このスペースを利用すれば細街路交差点での右左折体験ができます。
難易度を上げるには、
●下の写真の障害物を置く。
●スペース出口の車路幅を変える。
ことで多種多様な体験指導ができます。
車庫スペース間口や車路幅にポール等の障害物を設置することで細街路交差点の右左折を体験させることができます。
注: バックモニターやアラウンドビューモニターが搭載されている場合は、基本関係を指導した後、同装置を作動させて指導してください。
上図は、車両特性とバック駐車行動を意識させた競技内容です。
右図は、上記競技会出発地点の車庫スペースの図です。
このように車庫スペースを活用することで細街路交差点の右左折体験指導ができます。
競技会では、車庫スペース間口角にポー等の障害物とT字路交差点に見立てた通路(4m)には同じくポール等の障害物を設置してあります。
これは、車体の巻き込みとはみ出しを意識させるためで、自身が運転する車の車両特性を把握していなければ非常に難しい行動になります。

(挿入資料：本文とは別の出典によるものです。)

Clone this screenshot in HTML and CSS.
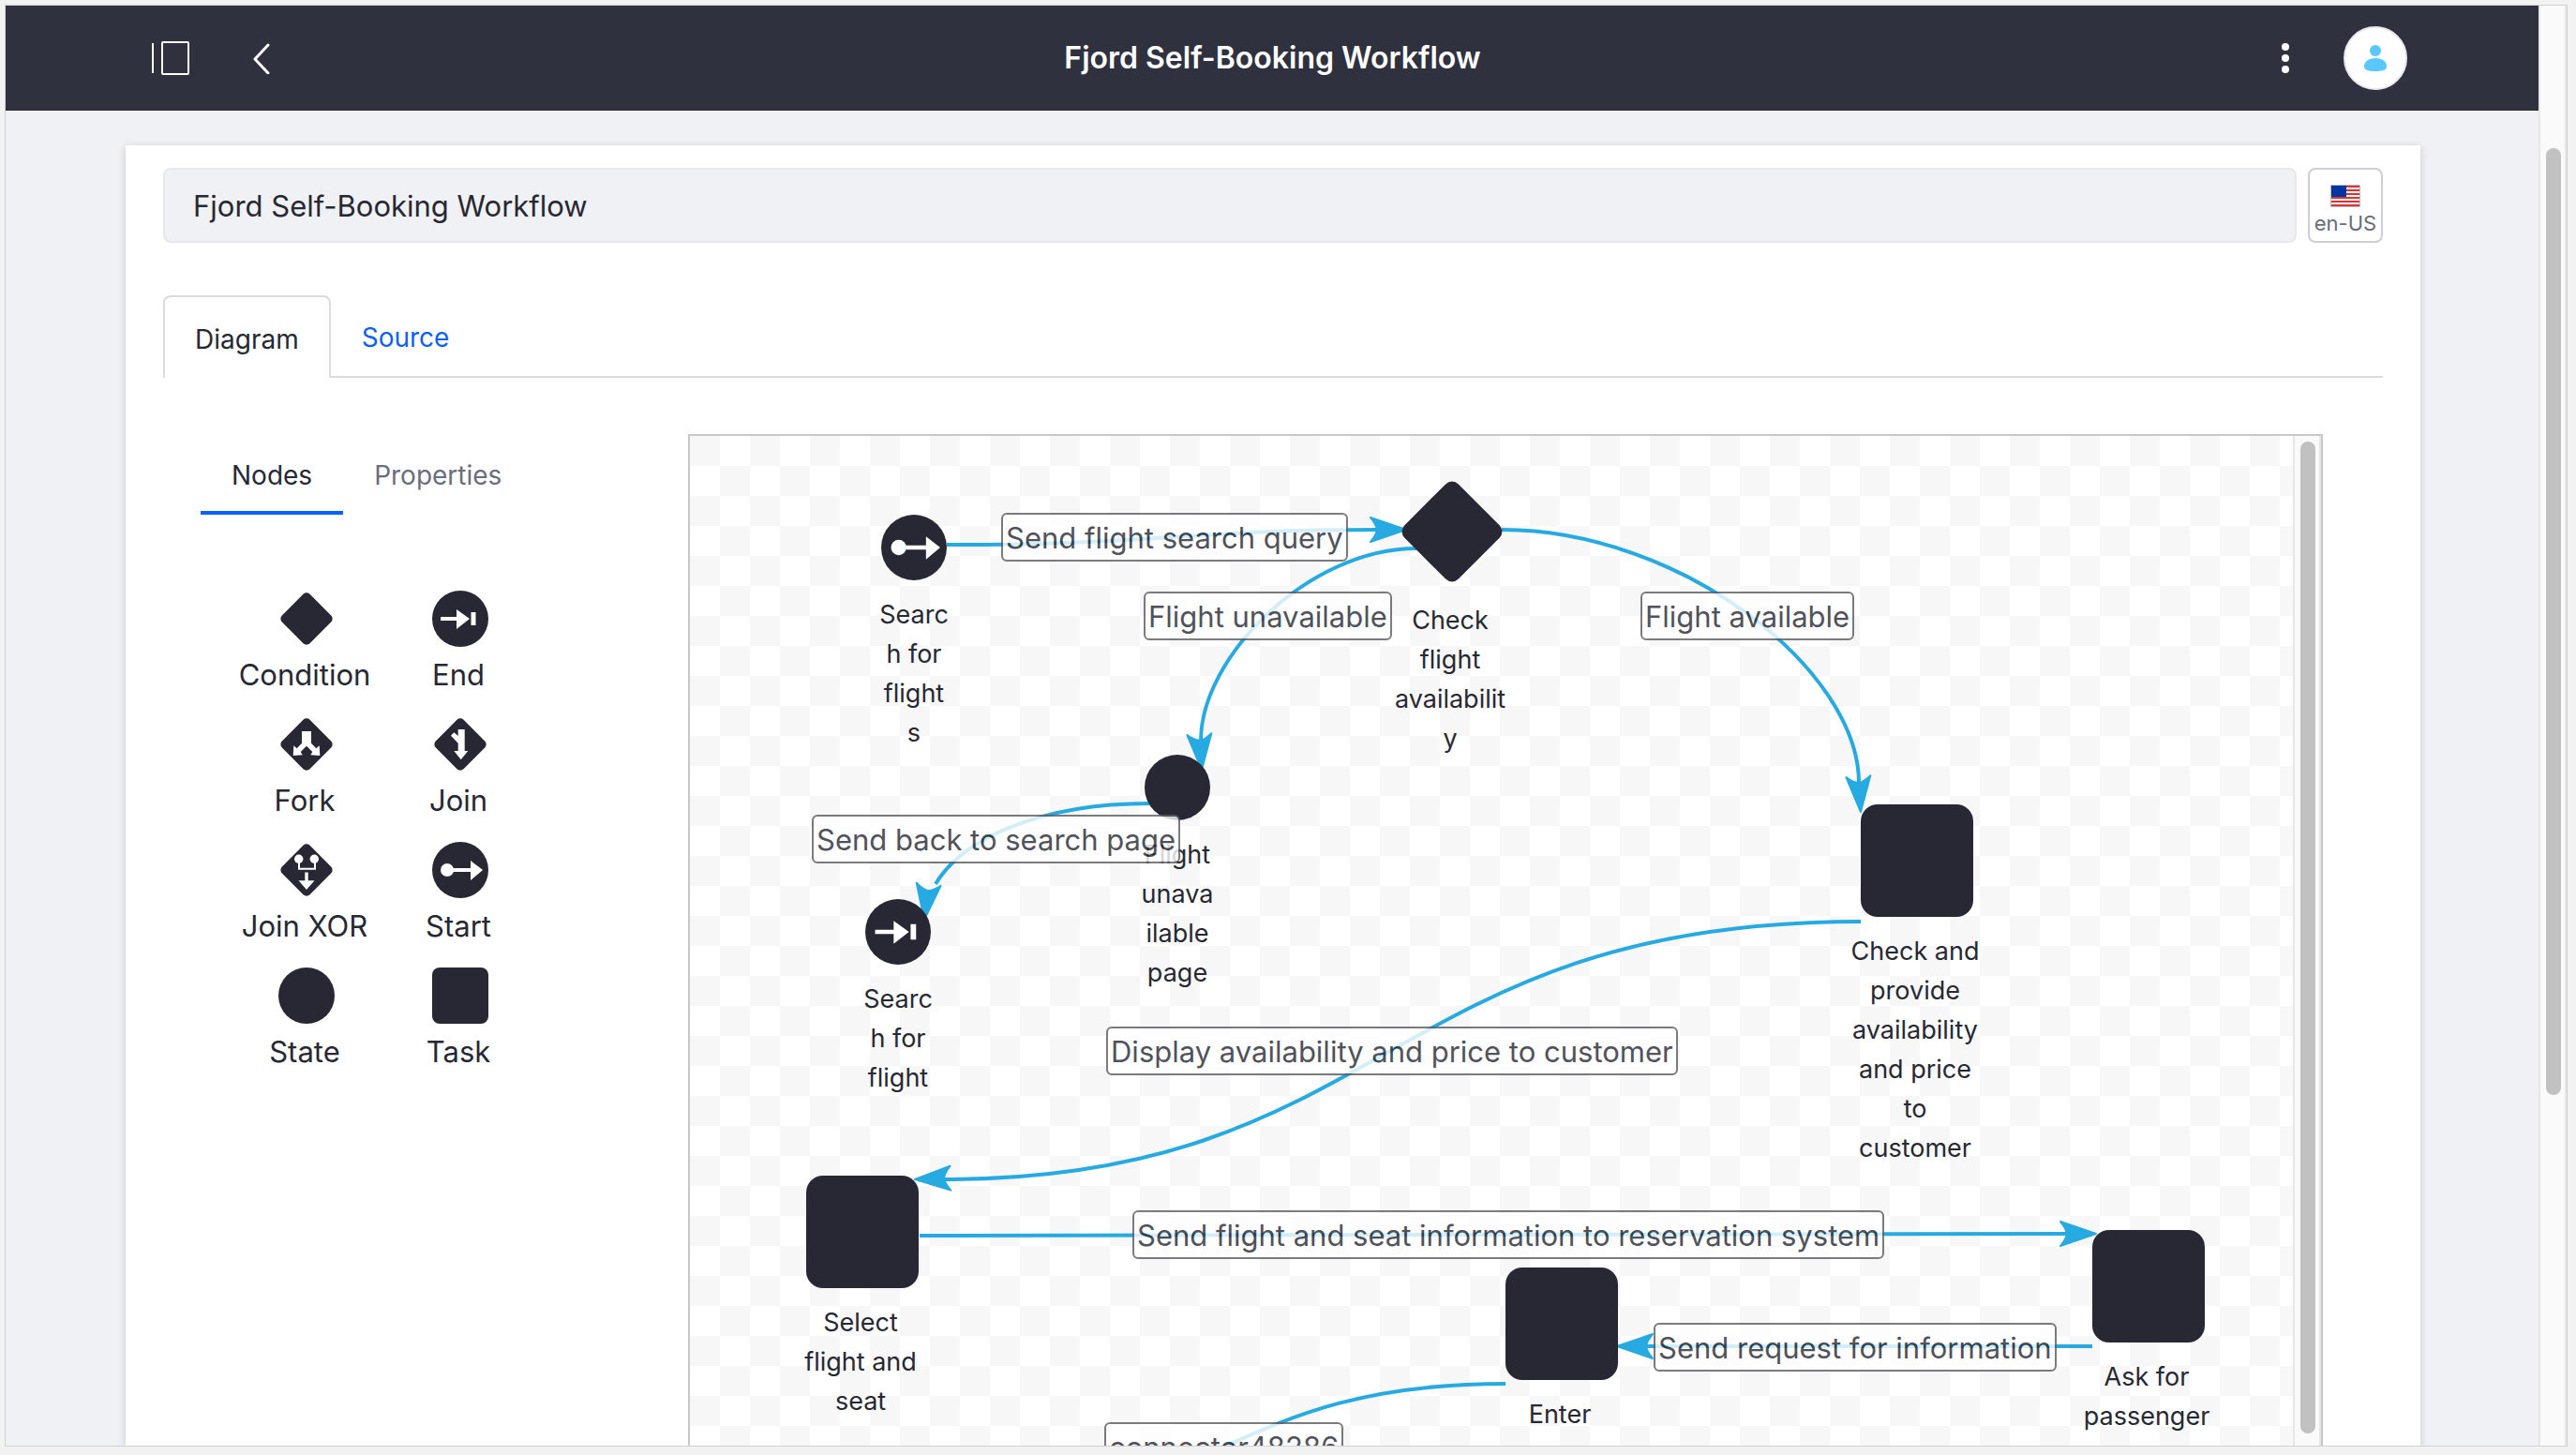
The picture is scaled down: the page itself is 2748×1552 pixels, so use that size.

すなわち、位置取り。 止まる。 確認する。やり直す。
を実践していかなければ障害物に接触します。
駐車スペースを利用した「細街路交差点の指導方法」
右の動画は、上の図を基に実践指導しものです。
駐車スペース(2.5m×5m)間口にポール等を設置しして難易度を上げています。
支援チームより
細街路での事故は、”早く抜け出したい”との気持ちから焦った行動になりがちです。
上記内容の講習をつうじて、業務で運転する車の車両特性等を指導・体験させることが事故防止につながります。